Examples: 192.168.1.0/24, 10.0.0.0/8, 172.16.0.0/12

Range Notation

Direct start-to-end specification: 192.168.1.1 - 192.168.1.254

Wildcard Mask

Used in Cisco ACLs (Access Control Lists), a wildcard mask is the bitwise inverse of a subnet mask.

Subnet Mask

Traditional notation still used in many network interfaces and older documentation.

How CIDR Prefix Lengths Work

The prefix length determines how many addresses are in the range:

CIDR Addresses Usable Hosts Common Use
/8 16,777,216 16,777,214 Large enterprise, ISP
/16 65,536 65,534 Medium organization
/24 256 254 Small network segment
/26 64 62 Small VLAN
/28 16 14 Tiny segment
/30 4 2 Point-to-point link
/32 1 1 Host route

Usable hosts equals total addresses minus 2 (network address and broadcast address).

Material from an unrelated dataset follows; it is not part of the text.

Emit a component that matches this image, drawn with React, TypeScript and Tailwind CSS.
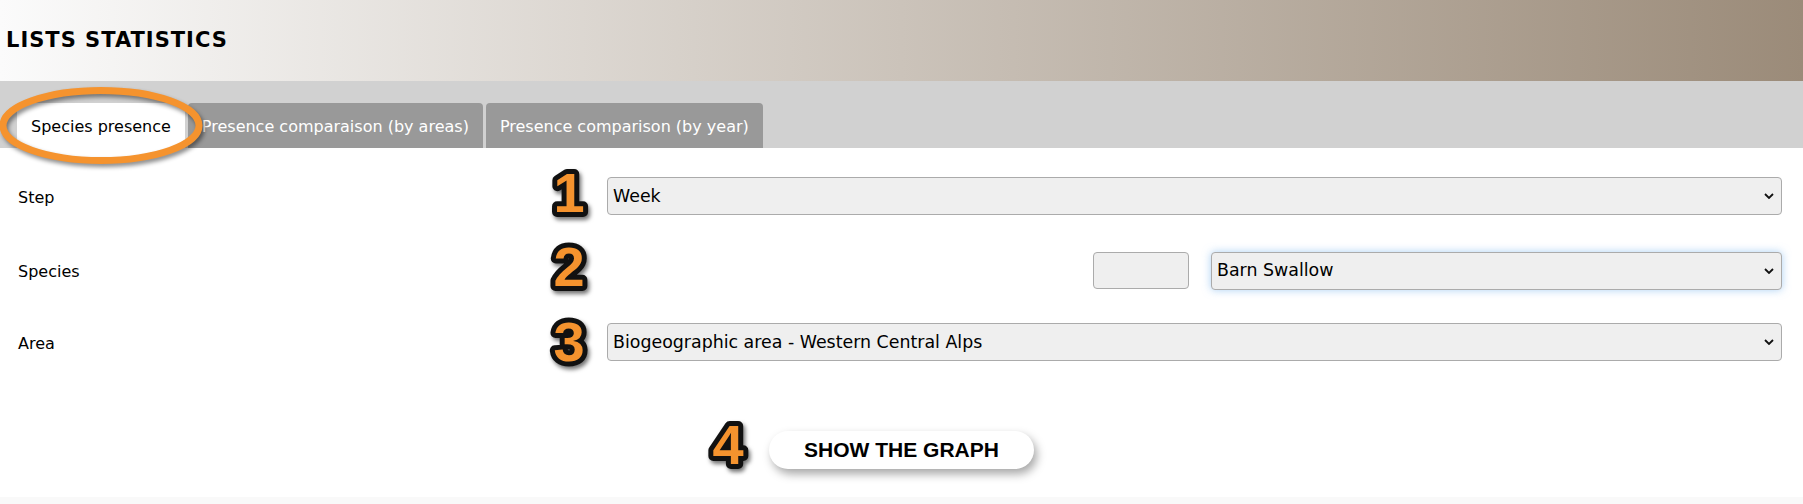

Converting Between Formats

CIDR to Range

Given 192.168.10.0/25:

  • Prefix /25 means 7 host bits
  • Total addresses: 128
  • Range: 192.168.10.0 to 192.168.10.127
  • Usable: 192.168.10.1 to 192.168.10.126

Range to CIDR

Given range 192.168.1.64 to 192.168.1.127:

  • Count: 64 addresses
  • 64 = 2^6, so 6 host bits
  • Prefix: 32 - 6 = /26
  • CIDR: 192.168.1.64/26

Private vs. Public IP Ranges

RFC 1918 defines three private IP ranges:

  • 10.0.0.0/8 — Large private networks
  • 172.16.0.0/12 — Medium private networks
  • 192.168.0.0/16 — Home and small office networks

Additional special ranges include loopback (127.0.0.0/8), link-local (169.254.0.0/16), multicast (224.0.0.0/4), and reserved (240.0.0.0/4).

Practical Use Cases

Firewall Rules

IP range specifications control which networks can access services. Both CIDR notation and explicit ranges are used in firewalls, security groups, and ACLs.

Cloud Security Groups (AWS/GCP/Azure)

Cloud platforms use CIDR notation in security group rules to specify allowed source and destination IP ranges for inbound and outbound traffic.

Web Server IP Restrictions

Nginx and Apache support CIDR-based access control to restrict admin areas or APIs to specific IP ranges.

DHCP Pool Configuration

DHCP servers define address pools using start and end IP addresses, which need to fall within the subnet range but exclude reserved addresses.

Using the IPv4 Range Expander

Our tool helps you:

  1. Enter a CIDR block and expand it to show all individual IP addresses
  2. Enter a range (start-end) and convert to CIDR notation
  3. View network details — network address, broadcast, mask, host count
  4. Copy expanded list — Export all IPs for use in allow/deny lists
  5. Check if an IP falls within a given range

The tool handles the binary math automatically, making IP range management accessible even without deep subnetting knowledge. It's ideal for network documentation, firewall rule creation, and subnet planning.